>> Start Exercise input
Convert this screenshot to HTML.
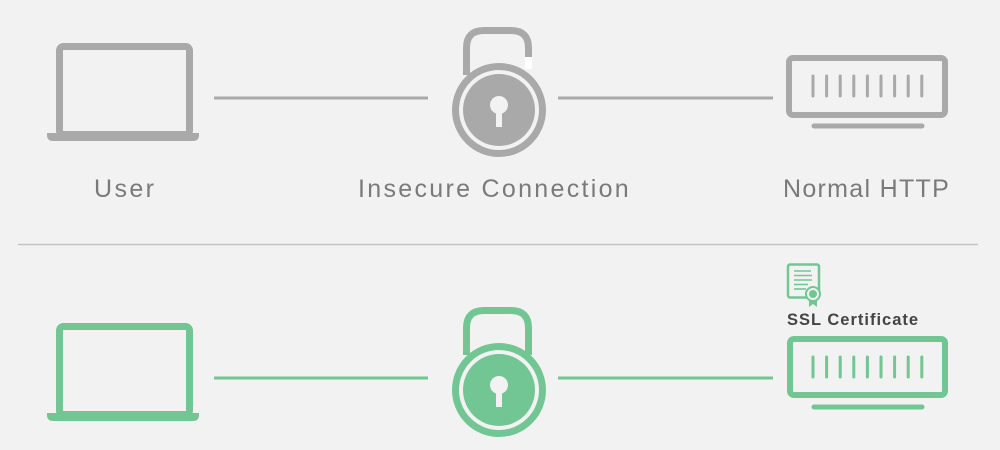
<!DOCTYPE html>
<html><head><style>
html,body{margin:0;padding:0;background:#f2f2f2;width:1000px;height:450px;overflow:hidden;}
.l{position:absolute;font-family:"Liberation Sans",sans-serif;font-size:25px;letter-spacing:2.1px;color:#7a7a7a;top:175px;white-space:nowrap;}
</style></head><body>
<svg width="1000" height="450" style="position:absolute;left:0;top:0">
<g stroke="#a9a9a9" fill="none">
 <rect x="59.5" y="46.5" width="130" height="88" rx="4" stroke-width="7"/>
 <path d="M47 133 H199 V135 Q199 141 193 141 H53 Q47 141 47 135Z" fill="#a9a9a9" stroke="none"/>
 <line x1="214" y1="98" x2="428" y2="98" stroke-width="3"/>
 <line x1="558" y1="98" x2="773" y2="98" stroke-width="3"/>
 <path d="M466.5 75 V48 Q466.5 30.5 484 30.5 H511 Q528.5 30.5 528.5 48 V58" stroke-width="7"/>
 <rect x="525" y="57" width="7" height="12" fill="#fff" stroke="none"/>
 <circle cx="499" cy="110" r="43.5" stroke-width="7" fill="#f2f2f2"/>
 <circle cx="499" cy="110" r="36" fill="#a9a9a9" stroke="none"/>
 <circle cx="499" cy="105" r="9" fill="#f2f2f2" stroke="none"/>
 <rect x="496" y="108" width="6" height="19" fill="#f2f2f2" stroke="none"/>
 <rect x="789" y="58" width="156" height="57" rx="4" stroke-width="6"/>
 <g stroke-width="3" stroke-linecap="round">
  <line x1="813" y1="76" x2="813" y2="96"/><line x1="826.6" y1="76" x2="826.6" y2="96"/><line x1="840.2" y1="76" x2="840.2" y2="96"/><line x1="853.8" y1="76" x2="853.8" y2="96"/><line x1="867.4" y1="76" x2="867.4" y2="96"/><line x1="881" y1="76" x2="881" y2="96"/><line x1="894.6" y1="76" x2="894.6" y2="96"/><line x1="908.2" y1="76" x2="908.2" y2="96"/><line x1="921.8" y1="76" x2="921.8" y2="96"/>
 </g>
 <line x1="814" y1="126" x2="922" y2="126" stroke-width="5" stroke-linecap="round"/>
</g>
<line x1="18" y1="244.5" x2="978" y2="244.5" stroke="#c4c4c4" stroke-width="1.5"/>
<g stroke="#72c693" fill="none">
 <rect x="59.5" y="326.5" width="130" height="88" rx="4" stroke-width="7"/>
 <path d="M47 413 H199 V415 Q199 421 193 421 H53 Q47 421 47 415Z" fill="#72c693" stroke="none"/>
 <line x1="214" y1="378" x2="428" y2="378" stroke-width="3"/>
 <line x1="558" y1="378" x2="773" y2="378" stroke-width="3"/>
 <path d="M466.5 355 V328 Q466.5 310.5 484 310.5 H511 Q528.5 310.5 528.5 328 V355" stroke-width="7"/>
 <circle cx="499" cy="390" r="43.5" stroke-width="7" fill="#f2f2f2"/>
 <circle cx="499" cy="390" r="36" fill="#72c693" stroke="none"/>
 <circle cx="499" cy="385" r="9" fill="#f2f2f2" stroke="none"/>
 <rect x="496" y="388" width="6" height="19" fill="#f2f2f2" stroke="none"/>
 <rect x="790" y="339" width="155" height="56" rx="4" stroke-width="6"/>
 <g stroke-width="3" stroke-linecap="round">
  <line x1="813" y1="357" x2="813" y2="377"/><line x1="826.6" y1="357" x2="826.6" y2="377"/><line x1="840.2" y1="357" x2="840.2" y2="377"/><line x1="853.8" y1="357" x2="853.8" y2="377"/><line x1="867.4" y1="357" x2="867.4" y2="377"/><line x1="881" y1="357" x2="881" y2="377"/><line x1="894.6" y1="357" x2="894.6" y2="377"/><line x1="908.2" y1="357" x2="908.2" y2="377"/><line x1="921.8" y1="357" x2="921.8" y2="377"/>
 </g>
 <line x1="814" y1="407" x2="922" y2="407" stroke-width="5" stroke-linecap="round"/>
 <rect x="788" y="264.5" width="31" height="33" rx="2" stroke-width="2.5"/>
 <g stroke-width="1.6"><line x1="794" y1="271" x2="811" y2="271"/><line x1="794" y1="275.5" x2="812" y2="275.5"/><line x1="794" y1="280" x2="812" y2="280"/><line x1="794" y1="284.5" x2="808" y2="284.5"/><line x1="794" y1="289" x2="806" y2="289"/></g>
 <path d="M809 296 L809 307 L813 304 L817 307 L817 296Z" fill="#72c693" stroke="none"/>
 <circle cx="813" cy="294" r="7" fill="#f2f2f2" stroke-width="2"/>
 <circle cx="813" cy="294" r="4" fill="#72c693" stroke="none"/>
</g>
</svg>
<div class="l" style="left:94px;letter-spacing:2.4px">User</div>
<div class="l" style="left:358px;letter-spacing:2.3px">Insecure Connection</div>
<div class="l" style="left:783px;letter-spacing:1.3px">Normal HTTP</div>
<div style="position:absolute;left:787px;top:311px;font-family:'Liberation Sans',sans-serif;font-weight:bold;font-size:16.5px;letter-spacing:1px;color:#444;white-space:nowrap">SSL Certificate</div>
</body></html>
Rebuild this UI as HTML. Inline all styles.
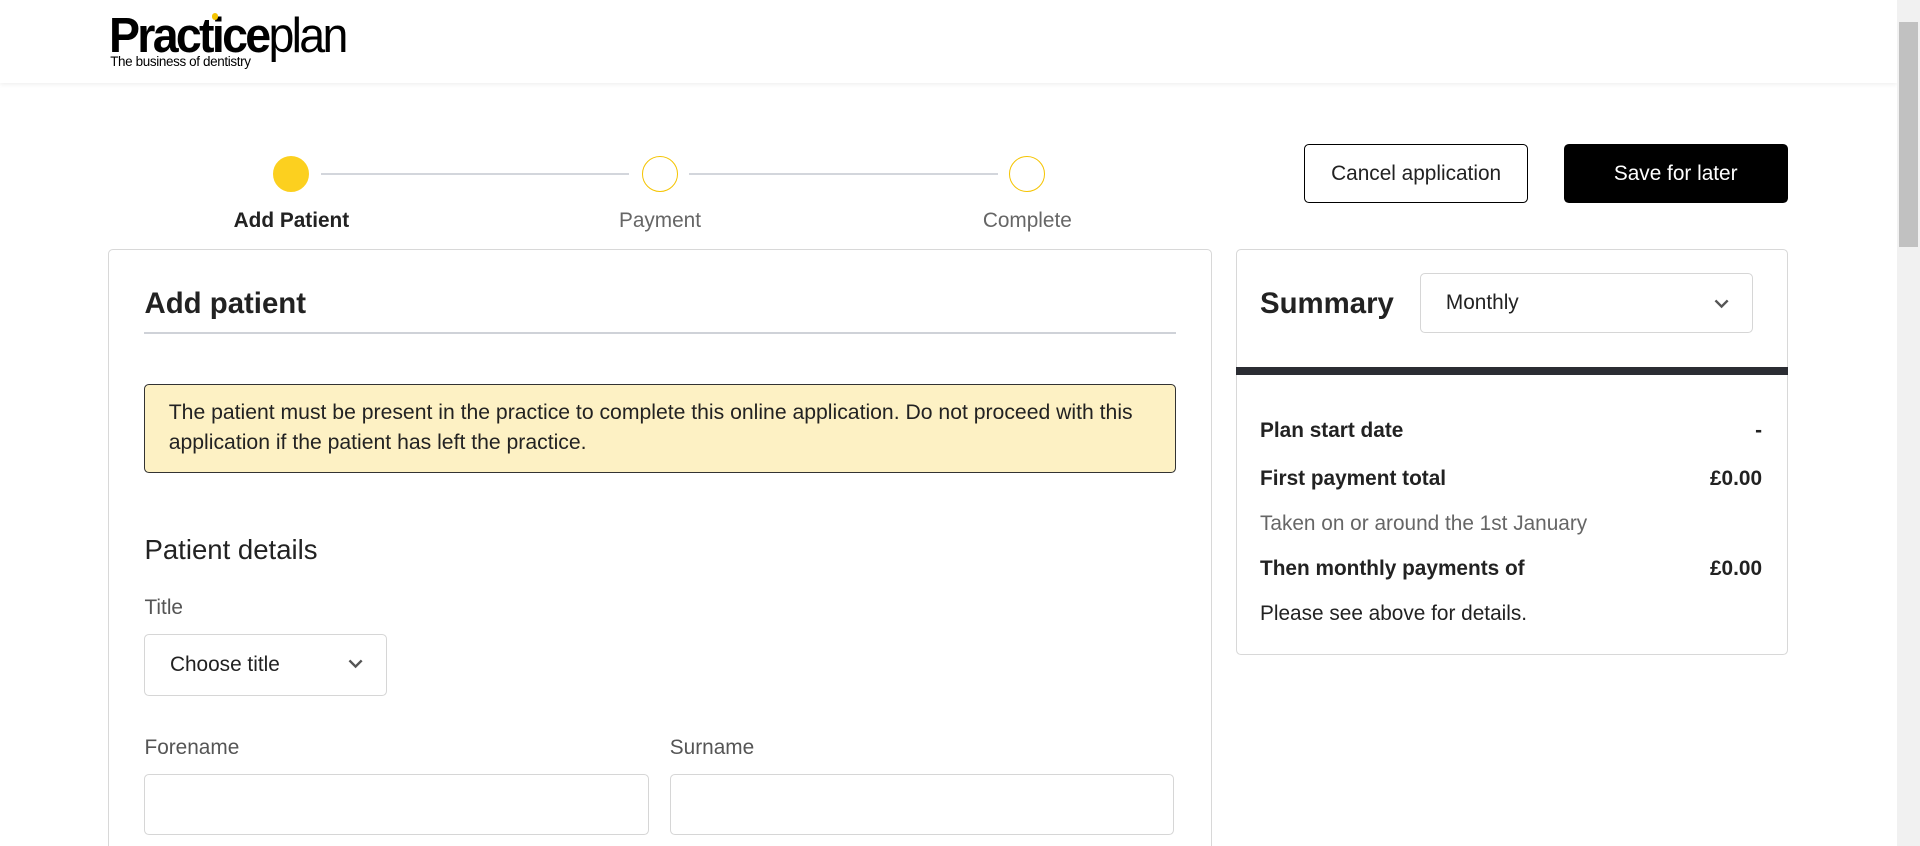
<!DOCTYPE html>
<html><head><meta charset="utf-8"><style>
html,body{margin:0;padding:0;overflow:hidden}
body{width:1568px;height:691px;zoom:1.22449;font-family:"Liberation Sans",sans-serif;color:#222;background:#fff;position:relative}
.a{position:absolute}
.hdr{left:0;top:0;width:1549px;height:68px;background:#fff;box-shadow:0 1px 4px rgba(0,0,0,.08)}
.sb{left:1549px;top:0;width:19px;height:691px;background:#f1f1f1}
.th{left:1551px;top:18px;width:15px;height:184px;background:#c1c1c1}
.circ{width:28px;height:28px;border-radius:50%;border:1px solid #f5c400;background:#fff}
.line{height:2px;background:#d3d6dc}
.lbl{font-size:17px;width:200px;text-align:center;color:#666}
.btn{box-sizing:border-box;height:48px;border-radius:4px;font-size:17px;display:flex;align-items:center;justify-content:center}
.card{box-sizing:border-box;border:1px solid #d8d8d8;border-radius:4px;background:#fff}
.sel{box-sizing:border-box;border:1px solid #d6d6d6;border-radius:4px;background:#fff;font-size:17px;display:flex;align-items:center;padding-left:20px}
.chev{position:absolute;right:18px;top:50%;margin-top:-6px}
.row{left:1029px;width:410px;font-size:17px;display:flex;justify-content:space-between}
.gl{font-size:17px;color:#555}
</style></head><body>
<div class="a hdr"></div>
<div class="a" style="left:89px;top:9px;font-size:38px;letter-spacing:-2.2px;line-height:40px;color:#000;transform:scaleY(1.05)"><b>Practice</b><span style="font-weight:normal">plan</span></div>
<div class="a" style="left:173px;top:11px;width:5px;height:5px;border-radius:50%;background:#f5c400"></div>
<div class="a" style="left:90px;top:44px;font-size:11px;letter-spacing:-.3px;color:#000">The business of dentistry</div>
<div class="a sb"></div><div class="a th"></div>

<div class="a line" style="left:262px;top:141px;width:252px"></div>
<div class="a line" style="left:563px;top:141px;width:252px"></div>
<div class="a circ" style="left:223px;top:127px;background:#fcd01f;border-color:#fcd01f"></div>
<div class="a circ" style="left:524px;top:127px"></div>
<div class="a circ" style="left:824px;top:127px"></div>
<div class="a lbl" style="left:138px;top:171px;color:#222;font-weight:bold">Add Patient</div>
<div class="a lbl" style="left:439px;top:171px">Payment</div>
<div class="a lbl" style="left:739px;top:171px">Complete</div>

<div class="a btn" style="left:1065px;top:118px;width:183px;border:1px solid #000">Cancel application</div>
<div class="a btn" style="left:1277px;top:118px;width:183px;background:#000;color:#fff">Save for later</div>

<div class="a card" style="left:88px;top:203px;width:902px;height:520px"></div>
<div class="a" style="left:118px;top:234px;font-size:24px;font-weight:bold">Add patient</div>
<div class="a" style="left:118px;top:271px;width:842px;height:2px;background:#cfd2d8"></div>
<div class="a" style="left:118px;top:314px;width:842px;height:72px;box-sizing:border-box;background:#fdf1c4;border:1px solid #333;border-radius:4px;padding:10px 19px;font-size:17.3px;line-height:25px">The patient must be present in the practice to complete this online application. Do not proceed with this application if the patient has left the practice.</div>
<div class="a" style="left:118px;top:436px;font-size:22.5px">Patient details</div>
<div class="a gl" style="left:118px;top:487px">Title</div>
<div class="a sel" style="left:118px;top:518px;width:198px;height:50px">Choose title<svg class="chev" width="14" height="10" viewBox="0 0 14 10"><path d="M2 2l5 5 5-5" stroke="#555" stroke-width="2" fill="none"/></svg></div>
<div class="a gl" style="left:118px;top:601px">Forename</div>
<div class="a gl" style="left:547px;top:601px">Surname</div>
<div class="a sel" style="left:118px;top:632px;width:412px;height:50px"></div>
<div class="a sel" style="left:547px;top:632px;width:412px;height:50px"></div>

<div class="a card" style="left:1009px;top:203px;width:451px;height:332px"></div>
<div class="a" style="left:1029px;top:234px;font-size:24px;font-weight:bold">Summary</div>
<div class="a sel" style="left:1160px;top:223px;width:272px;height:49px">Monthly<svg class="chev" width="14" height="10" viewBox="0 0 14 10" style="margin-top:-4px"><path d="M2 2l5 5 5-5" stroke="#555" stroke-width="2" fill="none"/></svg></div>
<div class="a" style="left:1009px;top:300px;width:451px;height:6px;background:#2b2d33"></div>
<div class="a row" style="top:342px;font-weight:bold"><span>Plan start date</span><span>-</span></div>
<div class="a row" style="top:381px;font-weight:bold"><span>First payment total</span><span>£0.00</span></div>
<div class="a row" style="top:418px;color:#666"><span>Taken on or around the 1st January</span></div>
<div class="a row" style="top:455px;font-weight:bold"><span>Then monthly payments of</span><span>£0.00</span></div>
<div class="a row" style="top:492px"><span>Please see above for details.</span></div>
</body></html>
>> End Exercise input
Locate the lines above that contain "this" and copy them.

Convert this screenshot to HTML.
Rebuild this UI as HTML. Inline all styles.
<div class="a" style="left:118px;top:314px;width:842px;height:72px;box-sizing:border-box;background:#fdf1c4;border:1px solid #333;border-radius:4px;padding:10px 19px;font-size:17.3px;line-height:25px">The patient must be present in the practice to complete this online application. Do not proceed with this application if the patient has left the practice.</div>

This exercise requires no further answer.